> **What is expected**:
Please transcribe the data below exactly. Leave the pictures out.

--- START Data ---

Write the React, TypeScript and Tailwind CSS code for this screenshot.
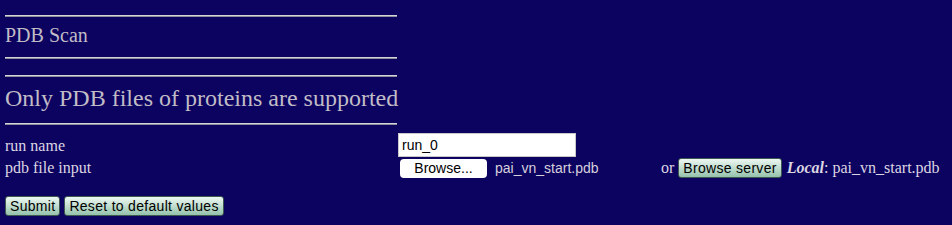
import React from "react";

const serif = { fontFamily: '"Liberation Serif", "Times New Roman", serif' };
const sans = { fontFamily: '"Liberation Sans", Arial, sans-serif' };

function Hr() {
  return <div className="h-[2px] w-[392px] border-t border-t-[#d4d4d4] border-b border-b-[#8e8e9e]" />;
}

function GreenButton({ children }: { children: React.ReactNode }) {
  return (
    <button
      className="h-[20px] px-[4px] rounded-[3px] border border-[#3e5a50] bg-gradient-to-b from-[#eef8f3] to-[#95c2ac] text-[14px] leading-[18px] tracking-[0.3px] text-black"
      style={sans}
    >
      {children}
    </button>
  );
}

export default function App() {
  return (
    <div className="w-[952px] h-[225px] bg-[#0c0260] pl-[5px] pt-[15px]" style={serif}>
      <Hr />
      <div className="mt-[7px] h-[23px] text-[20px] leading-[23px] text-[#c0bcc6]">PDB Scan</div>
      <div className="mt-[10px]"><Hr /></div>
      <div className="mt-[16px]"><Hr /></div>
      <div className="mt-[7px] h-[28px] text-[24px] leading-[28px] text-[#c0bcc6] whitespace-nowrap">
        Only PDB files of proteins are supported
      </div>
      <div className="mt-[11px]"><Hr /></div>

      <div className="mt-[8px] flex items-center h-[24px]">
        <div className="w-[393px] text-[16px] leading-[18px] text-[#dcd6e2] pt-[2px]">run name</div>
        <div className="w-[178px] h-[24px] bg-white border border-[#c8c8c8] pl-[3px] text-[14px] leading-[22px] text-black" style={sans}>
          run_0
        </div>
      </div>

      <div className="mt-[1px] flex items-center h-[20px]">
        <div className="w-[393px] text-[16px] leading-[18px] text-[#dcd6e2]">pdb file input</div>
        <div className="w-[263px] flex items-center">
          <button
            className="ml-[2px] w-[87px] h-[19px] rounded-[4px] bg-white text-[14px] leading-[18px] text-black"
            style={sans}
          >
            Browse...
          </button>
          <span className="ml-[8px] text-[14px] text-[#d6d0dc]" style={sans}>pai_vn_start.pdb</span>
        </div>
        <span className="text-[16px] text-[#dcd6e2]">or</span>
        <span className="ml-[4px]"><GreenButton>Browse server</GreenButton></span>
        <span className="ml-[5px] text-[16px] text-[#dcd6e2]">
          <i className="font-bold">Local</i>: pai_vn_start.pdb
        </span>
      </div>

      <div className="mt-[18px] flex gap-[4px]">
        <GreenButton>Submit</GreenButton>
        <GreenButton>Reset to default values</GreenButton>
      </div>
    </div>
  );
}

--- END Data ---

> **Response to the exercise**:
Write the React, TypeScript and Tailwind CSS code for this screenshot.
import React from "react";

const serif = { fontFamily: '"Liberation Serif", "Times New Roman", serif' };
const sans = { fontFamily: '"Liberation Sans", Arial, sans-serif' };

function Hr() {
  return <div className="h-[2px] w-[392px] border-t border-t-[#d4d4d4] border-b border-b-[#8e8e9e]" />;
}

function GreenButton({ children }: { children: React.ReactNode }) {
  return (
    <button
      className="h-[20px] px-[4px] rounded-[3px] border border-[#3e5a50] bg-gradient-to-b from-[#eef8f3] to-[#95c2ac] text-[14px] leading-[18px] tracking-[0.3px] text-black"
      style={sans}
    >
      {children}
    </button>
  );
}

export default function App() {
  return (
    <div className="w-[952px] h-[225px] bg-[#0c0260] pl-[5px] pt-[15px]" style={serif}>
      <Hr />
      <div className="mt-[7px] h-[23px] text-[20px] leading-[23px] text-[#c0bcc6]">PDB Scan</div>
      <div className="mt-[10px]"><Hr /></div>
      <div className="mt-[16px]"><Hr /></div>
      <div className="mt-[7px] h-[28px] text-[24px] leading-[28px] text-[#c0bcc6] whitespace-nowrap">
        Only PDB files of proteins are supported
      </div>
      <div className="mt-[11px]"><Hr /></div>

      <div className="mt-[8px] flex items-center h-[24px]">
        <div className="w-[393px] text-[16px] leading-[18px] text-[#dcd6e2] pt-[2px]">run name</div>
        <div className="w-[178px] h-[24px] bg-white border border-[#c8c8c8] pl-[3px] text-[14px] leading-[22px] text-black" style={sans}>
          run_0
        </div>
      </div>

      <div className="mt-[1px] flex items-center h-[20px]">
        <div className="w-[393px] text-[16px] leading-[18px] text-[#dcd6e2]">pdb file input</div>
        <div className="w-[263px] flex items-center">
          <button
            className="ml-[2px] w-[87px] h-[19px] rounded-[4px] bg-white text-[14px] leading-[18px] text-black"
            style={sans}
          >
            Browse...
          </button>
          <span className="ml-[8px] text-[14px] text-[#d6d0dc]" style={sans}>pai_vn_start.pdb</span>
        </div>
        <span className="text-[16px] text-[#dcd6e2]">or</span>
        <span className="ml-[4px]"><GreenButton>Browse server</GreenButton></span>
        <span className="ml-[5px] text-[16px] text-[#dcd6e2]">
          <i className="font-bold">Local</i>: pai_vn_start.pdb
        </span>
      </div>

      <div className="mt-[18px] flex gap-[4px]">
        <GreenButton>Submit</GreenButton>
        <GreenButton>Reset to default values</GreenButton>
      </div>
    </div>
  );
}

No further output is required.